The scholarship eventually will cover all tuition and fees for business majors during their junior and senior years and include a large stipend to support global experiences or extracurricular activities, reflective of Burrus’ adventurous spirit.
“We wanted to do something that would honor Wynn in a lasting way,” says Beth Burrus. “She loved UNC and she loved the Business School. She was so proud to be a part of the Business School. This was the best way to encompass so much of who Wynn was and support people who represent the same things she stood for.”
Her heart always had room.
If it was a friend’s birthday, they were running in a race or flying home from Christmas, Burrus knew and was there with a celebratory banner.
She was drawn to those who felt isolated or lost or were suffering. A transfer student to Carolina who joined Wynn’s sorority had trouble fitting in but felt comfortable joining her pledge class at Wynn’s family lake house because she knew Burrus would make her feel welcome.
“That’s just who she was,” says Beth Burrus. “Somehow, some way, she would do that.”
A Morehead-Cain Scholar, Burrus loved academic challenges like those she got at the Business School. Nothing could keep her from coming to Carolina.
“We wanted to do something that would honor Wynn in a lasting way,” says Beth Burrus. “She loved UNC and she loved the Business School. This was the best way to encompass so much of who Wynn was and support people who represent the same things she stood for.”
She turned down multiple full scholarships at schools across the U.S. to attend Carolina where her parents met as students, to go to the Business School her mom did and join the same sorority her mom had.
“Wynn was one of those people who did a lot and did it all well,” says Beth Burrus. “She was committed to doing the very best she could.”
Burrus was also fun and whimsical, quick to embrace the lightness in life. She wouldn’t just walk downstairs — she would skip.
She was not afraid of being silly and made up dances to songs from the musical “Hamilton” that she and her mother performed. She was the first to jump on stage at a Kappa Delta event, grab the microphone and sing and dance.
A swing on the porch of the Kappa Delta house includes a tribute that perfectly captures Burrus’ motto: “Have fun and look out for the lonely people.”
Burrus wanted adventure. She studied abroad at the Vienna University of Economics and Business and studied in Japan with the Business School. There were small adventures, too. She reveled in finding new coffee shops, taking different routes to class, visiting farms and trying new restaurants.
“She always found the craziest, most off-the-beaten-path things to do when you traveled with her,” says Beth Burrus. “I don’t know how she did it.”
A certain dichotomy guided Burrus’s short life. She was extremely accomplished but quiet about it. She didn’t tell her high school friends about all of the college scholarships she received. She won a top honor from Kappa Delta – the Corre Anding Stegall Collegiate Leadership Award – a few months right before she died, and she didn’t tell anybody.

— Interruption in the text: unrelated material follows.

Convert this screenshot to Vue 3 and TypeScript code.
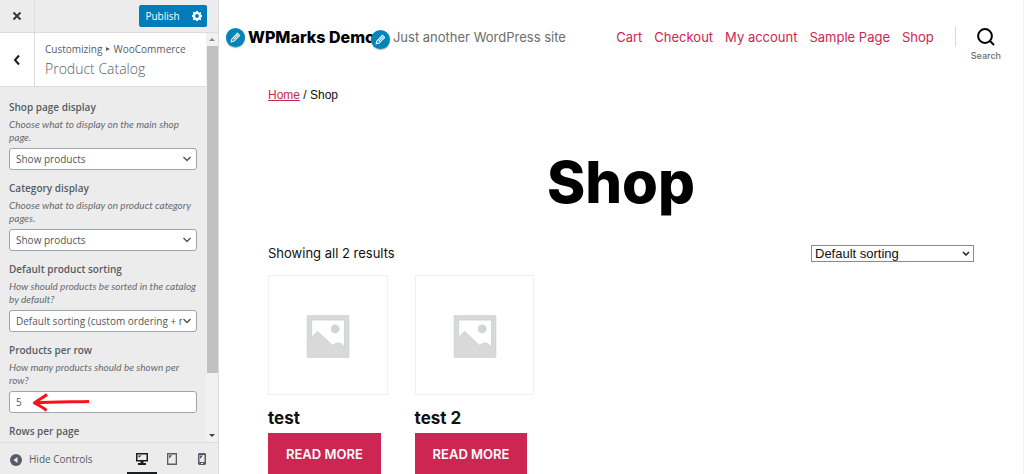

The awards surprised her family. Not telling them about it didn’t.
“She was a strong leader but didn’t have to be front and center,” says Beth Burrus. “She never wanted to make it about herself.”
The Wynn Burrus Fellows Fund recognizes that there are many ways to be more like Wynn: being academically curious and accomplished or having big goals.
But there’s also just inviting someone to lunch, making a short phone call to catch up with a friend or writing a note to say, simply, “You got this.”
A Wynn Fellow will be that kind of person. But there will never be anyone quite like Wynn Burrus.